Source data =

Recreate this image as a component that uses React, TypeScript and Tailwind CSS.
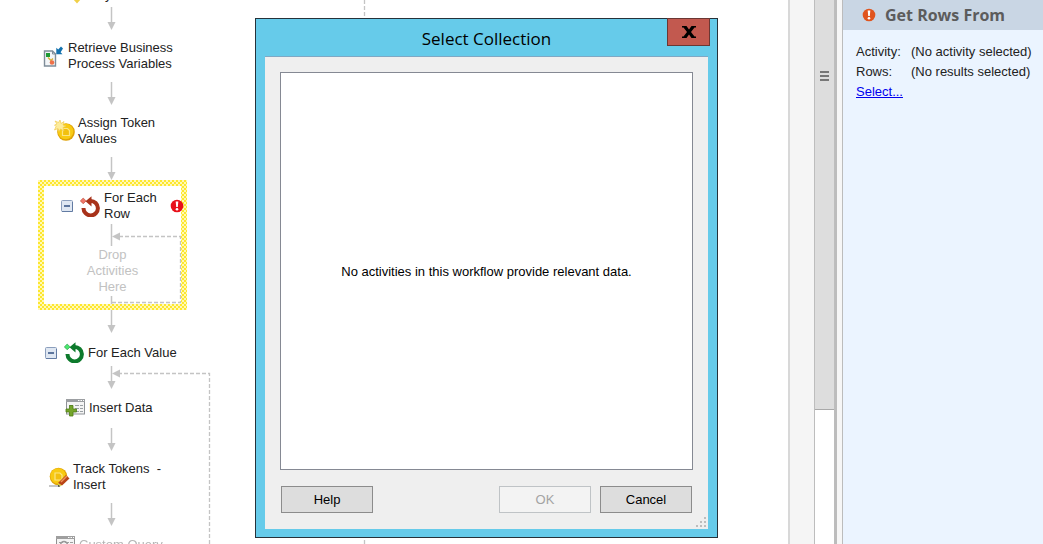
import type { ReactNode } from "react";

type WorkflowNode = {
    id: string;
    lines: string[];
    icon: ReactNode;
    place: string;
    muted?: boolean;
    expander?: boolean;
};

// x, y of the tip of every downward arrow and where its line starts
const arrows = [
    { x: 112, from: 7, to: 30 },
    { x: 112, from: 82, to: 105 },
    { x: 112, from: 157, to: 180 },
    { x: 112, from: 310, to: 333 },
    { x: 112, from: 366, to: 389 },
    { x: 112, from: 428, to: 451 },
    { x: 112, from: 503, to: 526 },
];

function ProcessIcon() {
    return (
        <svg width="20" height="22" viewBox="0 0 20 22" className="shrink-0">
            <path d="M1.500 6h8l3 3v12h-11z" fill="#f3f6f8" stroke="#7f8d99" strokeWidth="1.400" />
            <path d="M9.500 6v3h3" fill="none" stroke="#7f8d99" />
            <rect x="3" y="8" width="4" height="4" fill="#1d9a34" />
            <path d="M5 12.500l3 3 2-2" fill="none" stroke="#d8b23a" strokeWidth="1.500" />
            <circle cx="9" cy="17.500" r="2.300" fill="#f0714a" />
            <path d="M20 3.500L18 1.500l-2.800 2.900-1.900-1.700v6.500h6.200l-1.900-1.900z" fill="#1271ad" />
        </svg>
    );
}

function Coin({ cx, cy }: { cx: number; cy: number }) {
    return (
        <g>
            <circle cx={cx} cy={cy} r="8.800" fill="#dfa206" />
            <circle cx={cx - 0.4} cy={cy - 0.5} r="7.800" fill="#f8ca12" />
            <path
                d={`M${cx - 3.5} ${cy - 3.5}h5l2 2v5h-7z`}
                fill="#f2c00f"
                stroke="#fbe584"
                strokeWidth="1.200"
            />
        </g>
    );
}

function TokenIcon() {
    return (
        <svg width="22" height="22" viewBox="0 0 22 22" className="shrink-0">
            <Coin cx={12} cy={12} />
            <path
                d="M6 0l1 3.500L10 1.500 9 5l3 1-3 1.500L10 11 6.500 9 5 11.500 4 8.500.5 10 2 6.500.5 5 3 4 1 1l3.500 1.500z"
                fill="#fdec9c"
                stroke="#f0cb50"
                strokeWidth=".7"
            />
        </svg>
    );
}

function TrackIcon() {
    return (
        <svg width="22" height="21" viewBox="0 0 22 21" className="shrink-0">
            <Coin cx={9.5} cy={9.5} />
            <path d="M0 19h11" stroke="#b5b5b5" strokeWidth="1.500" />
            <path d="M9 16l8-8 3.500 3.500-7.500 7z" fill="#b94418" />
            <path d="M12 15l6-6" stroke="#f09458" strokeWidth="1.500" />
            <path d="M9 16l4 2.500-3.500 1z" fill="#d8d34c" />
            <path d="M9 18l2.500 1.200-2.500.5z" fill="#333" />
        </svg>
    );
}

function LoopIcon({ color, dot }: { color: string; dot: string }) {
    return (
        <svg width="21" height="21" viewBox="0 0 21 21" className="shrink-0">
            <path d="M3.500 12A7.200 7.200 0 1 0 10.500 5" fill="none" stroke={color} strokeWidth="4" />
            <path d="M5.500 5.200L11.500 .2v10.200z" fill={color} />
            <path d="M3.200 2l2.900 2.900-2.900 2.900L.3 4.900z" fill={dot} stroke={color} strokeWidth=".5" />
        </svg>
    );
}

function TableIcon({ plus }: { plus?: boolean }) {
    return (
        <svg width="21" height="19" viewBox="0 0 21 19" className="shrink-0">
            <rect x="1.500" y="1.500" width="18" height="14.500" fill="#f4f4f4" stroke="#8e9296" />
            <path d="M1 1h19v3H1z" fill="#9c9fa2" />
            <path d="M13 2.500h1.500M15.500 2.500H17M18 2.500h1" stroke="#fff" />
            <path d="M4 7.500h4M10 7.500h4M15 7.500h3M10 10.500h4M15 10.500h3M10 13.500h4M15 13.500h3" stroke="#9aa0a4" strokeWidth="1.200" />
            {plus ? (
                <path d="M4.500 7.500h3.500v3.500H11.500v3H8V18H4.500v-4H1v-3h3.500z" fill="#74a52a" stroke="#4f7d15" strokeWidth=".8" />
            ) : (
                <circle cx="9" cy="10" r="3.500" fill="none" stroke="#999" strokeWidth="1.500" />
            )}
        </svg>
    );
}

function Expander() {
    return (
        <button type="button" aria-label="Collapse" className="shrink-0">
            <svg width="12" height="12" viewBox="0 0 12 12" className="block">
                <rect x=".5" y=".5" width="11" height="11" rx="1" fill="#dfe7f2" stroke="#8c9fbd" />
                <path d="M1 11.500h10.500V2" fill="none" stroke="#627ba3" />
                <path d="M3 6h6" stroke="#314f80" strokeWidth="1.500" />
            </svg>
        </button>
    );
}

function AlertIcon({ color }: { color: string }) {
    return (
        <svg width="14" height="14" viewBox="0 0 14 14" className="shrink-0">
            <circle cx="7" cy="7" r="6.300" fill={color} />
            <path d="M5.700 2.500h2.600L7.800 8H6.200z" fill="#fff" />
            <circle cx="7" cy="10.300" r="1.300" fill="#fff" />
        </svg>
    );
}

const nodes: WorkflowNode[] = [
    { id: "retrieve", lines: ["Retrieve Business", "Process Variables"], icon: <ProcessIcon />, place: "left-[43px] top-[40px] gap-[5px]" },
    { id: "assign", lines: ["Assign Token", "Values"], icon: <TokenIcon />, place: "left-[54px] top-[115px] gap-[2px]" },
    { id: "value", lines: ["For Each Value"], icon: <LoopIcon color="#0d7a2c" dot="#4be86e" />, place: "left-[45px] top-[342px] gap-[3px]", expander: true },
    { id: "insert", lines: ["Insert Data"], icon: <TableIcon plus />, place: "left-[65px] top-[398px] gap-[3px]" },
    { id: "track", lines: ["Track Tokens  -", "Insert"], icon: <TrackIcon />, place: "left-[49px] top-[461px] gap-[2px]" },
    { id: "query", lines: ["Custom Query"], icon: <TableIcon />, place: "left-[55px] top-[535px] gap-[3px] grayscale", muted: true },
];

function Connectors() {
    return (
        <svg className="absolute inset-0 size-full" fill="none" stroke="#c4c4c4">
            {arrows.map((a) => (
                <g key={a.from}>
                    <path d={`M${a.x - 0.5} ${a.from}V${a.to - 6}`} strokeWidth="1.500" />
                    <path d={`M${a.x - 4.5} ${a.to - 8}h8l-4 8z`} fill="#c4c4c4" stroke="none" />
                </g>
            ))}
            <path d="M118 373.500h91.500V700" strokeDasharray="4 2" strokeWidth="1.300" />
            <path d="M112 373.500l8-4v8z" fill="#c4c4c4" stroke="none" />
            <path d="M364.500 0V700" strokeDasharray="4 2" strokeWidth="1.300" />
            <path d="M77 3.500L73 -1h8z" fill="#f0d048" stroke="none" />
        </svg>
    );
}

function ForEachRow() {
    return (
        <div className="absolute left-[38px] top-[180px] bg-[repeating-conic-gradient(#fde72e_0_25%,#fff8b8_0_50%)] bg-size-[4px_4px] p-[6px]">
            <div className="relative flex h-[118px] w-[137px] flex-col bg-white">
                <svg className="absolute inset-0 size-full" fill="none" stroke="#c4c4c4">
                    <path d="M67.500 38V60M67.500 110V118" strokeWidth="1.500" />
                    <path d="M75 50.500h61.500v66H68" strokeDasharray="4 2" strokeWidth="1.300" />
                    <path d="M68 50.500l8-4v8z" fill="#c4c4c4" stroke="none" />
                </svg>
                <div className="relative flex items-center pt-[4px] pl-[17px]">
                    <Expander />
                    <span className="ml-[7px]"><LoopIcon color="#a8321a" dot="#f0776a" /></span>
                    <span className="ml-[3px] w-[66px] shrink-0 leading-4">For Each<br />Row</span>
                    <AlertIcon color="#e8101a" />
                </div>
                <p className="mt-[25px] text-center leading-4 text-[#c2c2c2]">
                    Drop<br />Activities<br />Here
                </p>
            </div>
        </div>
    );
}

function SelectDialog() {
    return (
        <section
            role="dialog"
            aria-labelledby="dialog-title"
            className="absolute left-[255px] top-[18px] flex h-[520px] w-[463px] flex-col border border-[#26323a] bg-[#66cbea] px-[9px] pb-[8px] text-black"
        >
            <header className="flex h-[37px] items-center justify-center">
                <h1 id="dialog-title" className="pt-[3px] font-['Open_Sans',sans-serif] text-[17px] leading-6">Select Collection</h1>
                <button
                    type="button"
                    aria-label="Close"
                    className="absolute -top-px right-[7px] flex h-[28px] w-[43px] items-center justify-center border border-[#6b3733] bg-[#c2594f]"
                >
                    <svg width="14" height="12" viewBox="0 0 14 12">
                        <path d="M0 0h4.500L7 3.500 9.500 0H14v1.500h-1.500L9 6l3.500 4.500H14V12H9.500L7 8.500 4.500 12H0v-1.500h1.500L5 6 1.500 1.500H0z" fill="#000" />
                    </svg>
                </button>
            </header>
            <div className="relative flex flex-1 flex-col border-t border-[#7fa8c4] bg-[#efefef] px-[15px] pt-[15px] pb-[16px]">
                <div className="flex flex-1 items-center justify-center border border-[#858993] bg-white pt-[2px]">
                    No activities in this workflow provide relevant data.
                </div>
                <div className="mt-4 flex gap-[9px] px-px">
                    <button type="button" className="h-[27px] w-[92px] border border-[#8c8c8c] bg-[#dddddd]">Help</button>
                    <button type="button" disabled className="ml-auto h-[27px] w-[92px] border border-[#bfc3c6] bg-[#f3f3f3] text-[#a3a3a3]">OK</button>
                    <button type="button" className="h-[27px] w-[92px] border border-[#8c8c8c] bg-[#dddddd]">Cancel</button>
                </div>
                <svg width="11" height="11" className="absolute right-[1px] bottom-[1px]" fill="#bdbdbd">
                    <path d="M8 0h2v2H8zM4 4h2v2H4zM8 4h2v2H8zM0 8h2v2H0zM4 8h2v2H4zM8 8h2v2H8z" />
                </svg>
            </div>
        </section>
    );
}

export default function App() {
    return (
        <div className="flex h-screen overflow-hidden bg-white font-['Liberation_Sans',Arial,sans-serif] text-[13px] text-[#222]">
            <main className="relative flex-1 overflow-hidden">
                <Connectors />
                <span className="absolute -top-[13px] left-[105px] leading-4">y</span>
                {nodes.map((node) => (
                    <div key={node.id} className={`absolute flex items-center ${node.place}`}>
                        {node.expander && <span className="mr-[4px] flex"><Expander /></span>}
                        {node.icon}
                        <div className={node.muted ? "text-[#b5b5b5]" : ""}>
                            {node.lines.map((line) => (
                                <p key={line} className="whitespace-pre leading-4">{line}</p>
                            ))}
                        </div>
                    </div>
                ))}
                <ForEachRow />
                <SelectDialog />
            </main>

            {/* Scroll bar and splitter */}
            <div className="w-[26px] border-l-2 border-[#d8d8d8] bg-[#f5f5f5]" />
            <div className="w-[21px] border-x border-[#bdbdbd] bg-white">
                <div className="flex h-[410px] flex-col items-center gap-[2px] border-b border-[#a9a9a9] bg-[#dddddd] pt-[71px]">
                    <span className="h-[2px] w-[9px] bg-[#777]" />
                    <span className="h-[2px] w-[9px] bg-[#777]" />
                    <span className="h-[2px] w-[9px] bg-[#777]" />
                </div>
            </div>
            <div className="w-[8px] border-r border-l-2 border-r-[#bcbcbc] border-l-[#bcbcbc] bg-[#f6f6f6]" />

            <aside className="w-[200px] shrink-0 bg-[#ebf4ff]">
                <header className="flex h-[30px] items-center gap-[9px] bg-[#c9d6e4] pl-[19px]">
                    <AlertIcon color="#e0541d" />
                    <h2 className="font-['Open_Sans',sans-serif] text-[16px] leading-6 font-bold text-[#5c5c5c]">Get Rows From</h2>
                </header>
                <dl className="grid grid-cols-[55px_1fr] pt-[12px] pl-[13px] leading-5 whitespace-nowrap">
                    <dt>Activity:</dt>
                    <dd>(No activity selected)</dd>
                    <dt>Rows:</dt>
                    <dd>(No results selected)</dd>
                </dl>
                <a href="#select" className="ml-[13px] leading-5 text-[#0000ee] underline">Select...</a>
            </aside>
        </div>
    );
}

Task requirements =
Pick out all lines from the data above in which the word "this" appears.

Correct result =
Recreate this image as a component that uses React, TypeScript and Tailwind CSS.
                    No activities in this workflow provide relevant data.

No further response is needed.